Когда в прошлом году Маяма поставила спектакль о Вьетнаме, то главной сценической площадкой были склоны гор. Прожекторы высвечивали актеров, одетых в форму партизан, склоны гор были радиофицированы, поэтому создавалось впечатление соприсутствия с людьми, затаившимися в джунглях. Это было фантастическое зрелище.
Тут собралось несколько тысяч человек, овация длилась чуть не полчаса.
И вот навстречу идет женщина, маленькая до невероятия, красота ее традиционна — такими рисовали японок на фарфоре. Она в кимоно и в деревянных крошечных гета. (Звук Японии — это когда по ночному городу слышен перестук деревянных гета.)
Она здоровается так, как, верно, здоровались в Японии в прошлом веке: приветствие — целый каскад поклонов, улыбок, вопросов, приглашений, разъяснений, шутливых недоумений; глаза ее — громадные, антрацитовые — светятся таким открытым, нежным и мудрым доброжелательством (у Твардовского они голубые и поменьше, а так — одинаковые), что становится сразу легко и просто, словно ты приехал к давнишнему другу, и только одно странно: почему друг говорит по-японски, с каких пор? (Мне хочется допустить мысль, что и Маяма тогда подумала: «С чего это Юлиано-сан заговорил по-русски?»)

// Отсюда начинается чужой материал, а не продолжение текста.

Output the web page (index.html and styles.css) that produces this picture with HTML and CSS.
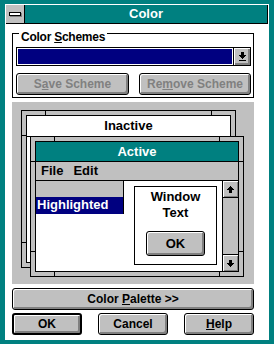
FILE: index.html
```html
<!DOCTYPE html>
<html lang="en">

<head>
    <meta charset="UTF-8">
    <title>Color</title>
    <link rel="stylesheet" href="styles.css">
</head>

<body>
    <div class="dialog">
        <div class="titlebar">
            <div class="sysmenu">
                <svg width="18" height="18" viewBox="0 0 18 18" shape-rendering="crispEdges">
                    <rect x="4" y="8" width="12" height="4" fill="#808080" />
                    <rect x="3" y="7" width="12" height="4" fill="#000" />
                    <rect x="4" y="8" width="10" height="2" fill="#fff" />
                </svg>
            </div>
            <div class="caption">Color</div>
        </div>

        <div class="client">
            <div class="group">
                <span class="legend">Color <u>S</u>chemes</span>
                <div class="combo">
                    <div class="combo-list">
                        <div class="combo-sel"></div>
                    </div>
                    <div class="combo-btn">
                        <svg width="7" height="9" viewBox="0 0 7 9" shape-rendering="crispEdges">
                            <rect x="2" y="0" width="3" height="3" />
                            <rect x="0" y="3" width="7" height="1" />
                            <rect x="1" y="4" width="5" height="1" />
                            <rect x="2" y="5" width="3" height="1" />
                            <rect x="3" y="6" width="1" height="1" />
                            <rect x="0" y="8" width="7" height="1" />
                        </svg>
                    </div>
                </div>
                <div class="scheme-buttons">
                    <button class="btn disabled save"><span>S<u>a</u>ve Scheme</span></button>
                    <button class="btn disabled remove"><span>Re<u>m</u>ove Scheme</span></button>
                </div>
            </div>

            <div class="sample">
                <div class="win inactive">
                    <span class="mk top near"></span>
                    <span class="mk top far"></span>
                    <span class="mk left near"></span>
                    <span class="mk left far"></span>
                    <div class="win-in">
                        <div class="wtitle">Inactive</div>
                        <div class="wclient"></div>
                    </div>
                </div>

                <div class="win active">
                    <span class="mk top near"></span>
                    <span class="mk top far"></span>
                    <span class="mk bottom near"></span>
                    <span class="mk bottom far"></span>
                    <span class="mk left near"></span>
                    <span class="mk left far"></span>
                    <span class="mk right near"></span>
                    <span class="mk right far"></span>
                    <div class="win-in">
                        <div class="wtitle">Active</div>
                        <div class="menubar"><span>File</span><span>Edit</span></div>
                        <div class="wclient">
                            <div class="popup">
                                <div class="popup-item"></div>
                                <div class="popup-item hl">Highlighted</div>
                            </div>
                            <div class="msgbox">
                                <div class="msg-text">Window<br>Text</div>
                                <button class="btn msg-ok"><span>OK</span></button>
                            </div>
                            <div class="scrollbar">
                                <div class="sb-btn up">
                                    <svg width="7" height="7" viewBox="0 0 7 7" shape-rendering="crispEdges">
                                        <rect x="3" y="0" width="1" height="1" />
                                        <rect x="2" y="1" width="3" height="1" />
                                        <rect x="1" y="2" width="5" height="1" />
                                        <rect x="0" y="3" width="7" height="1" />
                                        <rect x="2" y="4" width="3" height="3" />
                                    </svg>
                                </div>
                                <div class="sb-track"></div>
                                <div class="sb-btn down">
                                    <svg width="7" height="7" viewBox="0 0 7 7" shape-rendering="crispEdges">
                                        <rect x="2" y="0" width="3" height="3" />
                                        <rect x="0" y="3" width="7" height="1" />
                                        <rect x="1" y="4" width="5" height="1" />
                                        <rect x="2" y="5" width="3" height="1" />
                                        <rect x="3" y="6" width="1" height="1" />
                                    </svg>
                                </div>
                            </div>
                        </div>
                    </div>
                </div>
            </div>

            <button class="btn wide"><span>Color <u>P</u>alette &gt;&gt;</span></button>

            <div class="actions">
                <button class="btn default"><span>OK</span></button>
                <button class="btn"><span>Cancel</span></button>
                <button class="btn"><span><u>H</u>elp</span></button>
            </div>
        </div>
    </div>
</body>

</html>
```

FILE: styles.css
```css
* {
    box-sizing: border-box;
}

body {
    margin: 0;
    background-color: #008080;
    font: bold 12px "Liberation Sans", Arial, sans-serif;
    color: black;
}

u {
    text-underline-offset: 1px;
}

.dialog {
    margin: 4px 5px;
    width: 264px;
    height: 336px;
    border: 1px solid white;
    display: flex;
    flex-direction: column;
}

/* title bar */
.titlebar {
    display: flex;
    height: 19px;
    border-bottom: 1px solid black;
}

.sysmenu {
    width: 19px;
    background-color: #c0c0c0;
    border-right: 1px solid black;
}

.sysmenu svg {
    display: block;
}

.caption {
    flex: 1;
    background-color: #008080;
    color: white;
    font-size: 13px;
    text-align: center;
    line-height: 18px;
    border-right: 1px solid black;
}

.client {
    flex: 1;
    background-color: white;
    padding: 9px 14px 4px 6px;
    display: flex;
    flex-direction: column;
}

/* color schemes group */
.group {
    position: relative;
    height: 65px;
    border: 1px solid black;
    padding: 13px 2px 2px 3px;
}

.legend {
    position: absolute;
    top: -4px;
    left: 6px;
    padding: 0 2px;
    background-color: white;
    line-height: 14px;
    letter-spacing: -0.25px;
}

.combo {
    display: flex;
    height: 19px;
    border: 1px solid black;
}

.combo-list {
    flex: 1;
    padding: 1px;
    background-color: white;
}

.combo-sel {
    height: 100%;
    background-color: #000080;
}

.combo-btn {
    width: 17px;
    border-left: 1px solid black;
    background-color: #c0c0c0;
    box-shadow: inset 1px 1px white, inset -2px -2px #808080;
    display: flex;
    align-items: center;
    justify-content: center;
    padding-bottom: 1px;
}

.scheme-buttons {
    display: flex;
    justify-content: space-between;
    margin-top: 7px;
}

/* buttons */
.btn {
    font: inherit;
    color: black;
    margin: 0;
    padding: 0;
    height: 22px;
    background-color: #c0c0c0;
    border: 1px solid black;
    border-radius: 3px;
    box-shadow: inset 1px 1px white, inset -2px -2px #808080;
    display: flex;
    align-items: center;
    justify-content: center;
}

.save {
    width: 113px;
}

.remove {
    width: 112px;
}

.disabled {
    color: #808080;
}

.wide {
    margin-top: 4px;
    width: 100%;
}

.actions {
    display: flex;
    justify-content: space-between;
    margin-top: 3px;
}

.actions .btn {
    width: 70px;
}

.default {
    border-width: 2px;
}

/* sample area */
.sample {
    position: relative;
    margin-top: 4px;
    height: 182px;
    background-color: #c0c0c0;
    font-size: 13px;
}

.win {
    position: absolute;
    border: 1px solid black;
    padding: 4px;
    background-color: #c0c0c0;
    display: flex;
    flex-direction: column;
}

.inactive {
    left: 9px;
    top: 8px;
    width: 215px;
    height: 158px;
}

.active {
    left: 18px;
    top: 34px;
    width: 214px;
    height: 141px;
}

.mk {
    position: absolute;
    background-color: black;
}

.mk.top,
.mk.bottom {
    width: 1px;
    height: 4px;
}

.mk.left,
.mk.right {
    width: 4px;
    height: 1px;
}

.mk.top {
    top: 0;
}

.mk.bottom {
    bottom: 0;
}

.mk.left {
    left: 0;
}

.mk.right {
    right: 0;
}

.mk.top.near,
.mk.bottom.near {
    left: 23px;
}

.mk.top.far,
.mk.bottom.far {
    right: 23px;
}

.mk.left.near,
.mk.right.near {
    top: 24px;
}

.mk.left.far,
.mk.right.far {
    bottom: 24px;
}

.win-in {
    flex: 1;
    border: 1px solid black;
    background-color: white;
    display: flex;
    flex-direction: column;
}

.wtitle {
    text-align: center;
    border-bottom: 1px solid black;
}

.inactive .wtitle {
    height: 21px;
    line-height: 20px;
}

.active .wtitle {
    height: 20px;
    line-height: 19px;
    background-color: #008080;
    color: white;
}

.menubar {
    display: flex;
    height: 19px;
    line-height: 18px;
    background-color: #c0c0c0;
    border-bottom: 1px solid black;
}

.menubar span {
    padding: 0 5px;
}

.wclient {
    flex: 1;
    display: flex;
    align-items: flex-start;
}

.popup {
    width: 88px;
    border-right: 1px solid black;
    background-color: #c0c0c0;
}

.popup-item {
    height: 16px;
    line-height: 16px;
}

.popup-item.hl {
    height: 17px;
    padding-left: 1px;
    background-color: #000080;
    color: white;
}

.msgbox {
    width: 83px;
    height: 79px;
    margin: 5px 5px 0 10px;
    border: 1px solid black;
    padding-top: 2px;
    display: flex;
    flex-direction: column;
    align-items: center;
}

.msg-text {
    text-align: center;
    line-height: 16px;
}

.msg-ok {
    width: 59px;
    height: 25px;
    margin-top: 10px;
}

.scrollbar {
    width: 16px;
    align-self: stretch;
    border-left: 1px solid black;
    background-color: #c0c0c0;
    display: flex;
    flex-direction: column;
}

.sb-btn {
    height: 17px;
    background-color: #c0c0c0;
    box-shadow: inset 1px 1px white, inset -1px -1px #808080;
    display: flex;
    align-items: center;
    justify-content: center;
}

.sb-btn.up {
    border-bottom: 1px solid black;
}

.sb-btn.down {
    border-top: 1px solid black;
}

.sb-track {
    flex: 1;
}
```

Эту женщину в Японии знают многие. Ее книга «Вся Япония — моя сцена» издана несколькими тиражами, переведена во многих странах мира. Она показывает рукой, чтобы я следовал за ней.
Жест сдержан, он плавный, лебединый, полный грациозности. И мы идем осматривать театр, первый в мире театр — коммуну, у которого в стране миллионы поклонников и друзей. В скалу вбиты дома для актеров — великолепные квартиры. Детский сад для малышей. Библиотека. Бассейн.